From the first line of the data below through the line holding "import React from", output each line exactly and leave the pictures out.

# # # #

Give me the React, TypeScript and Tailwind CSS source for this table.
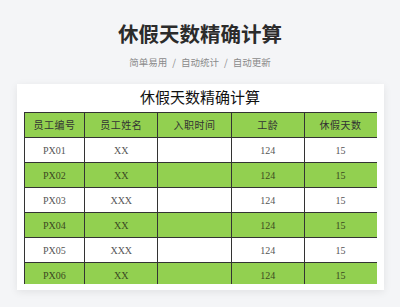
import React from "react";

const rows = [
  { id: "PX01", name: "XX", green: false },
  { id: "PX02", name: "XX", green: true },
  { id: "PX03", name: "XXX", green: false },
  { id: "PX04", name: "XX", green: true },
  { id: "PX05", name: "XXX", green: false },
  { id: "PX06", name: "XX", green: true },
];

const serif = "font-['Liberation_Serif','Noto_Sans_CJK_SC',serif]";

export default function App() {
  return (
    <div className="w-[400px] h-[307px] overflow-hidden bg-[#f4f5f7] flex flex-col items-center font-['Noto_Sans_CJK_SC',sans-serif]">
      <h1 className="mt-[17px] text-[20.5px] leading-[32px] font-bold text-[#2b2b2b]">休假天数精确计算</h1>
      <div className="mt-[6px] text-[9.5px] leading-[14px] text-[#8a8a8a] flex gap-[5px]">
        <span>简单易用</span>
        <span>/</span>
        <span>自动统计</span>
        <span>/</span>
        <span>自动更新</span>
      </div>
      <div className="mt-[15px] w-[367px] h-[206px] bg-white shadow-[0_2px_8px_rgba(0,0,0,0.08)] flex flex-col px-[7px] overflow-hidden">
        <div className={`h-[28px] flex items-center justify-center text-[15px] text-[#111] ${serif}`}>休假天数精确计算</div>
        <div className="h-[172px] overflow-hidden">
          <table className={`w-[354px] border-collapse text-[10px] ${serif}`}>
            <colgroup>
              <col className="w-[61px]" />
              <col className="w-[73px]" />
              <col className="w-[74px]" />
              <col className="w-[73px]" />
              <col className="w-[73px]" />
            </colgroup>
            <thead>
              <tr className="h-[25px] bg-[#92d050] text-[#333] text-[10px]">
                {["员工编号", "员工姓名", "入职时间", "工龄", "休假天数"].map((h) => (
                  <th key={h} className="border border-[#333] font-normal text-center p-0 tracking-[0.5px]">{h}</th>
                ))}
              </tr>
            </thead>
            <tbody>
              {rows.map((r) => (
                <tr key={r.id} className={`h-[25px] ${r.green ? "bg-[#92d050] text-[#3b4a22]" : "bg-white text-[#555]"}`}>
                  <td className="border border-[#333] text-center p-0">{r.id}</td>
                  <td className="border border-[#333] text-center p-0">{r.name}</td>
                  <td className="border border-[#333] text-center p-0"></td>
                  <td className="border border-[#333] text-center p-0">124</td>
                  <td className="border border-[#333] text-center p-0">15</td>
                </tr>
              ))}
            </tbody>
          </table>
        </div>
      </div>
    </div>
  );
}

# # # #

▸ **Expected answer**:
Give me the React, TypeScript and Tailwind CSS source for this table.
import React from "react";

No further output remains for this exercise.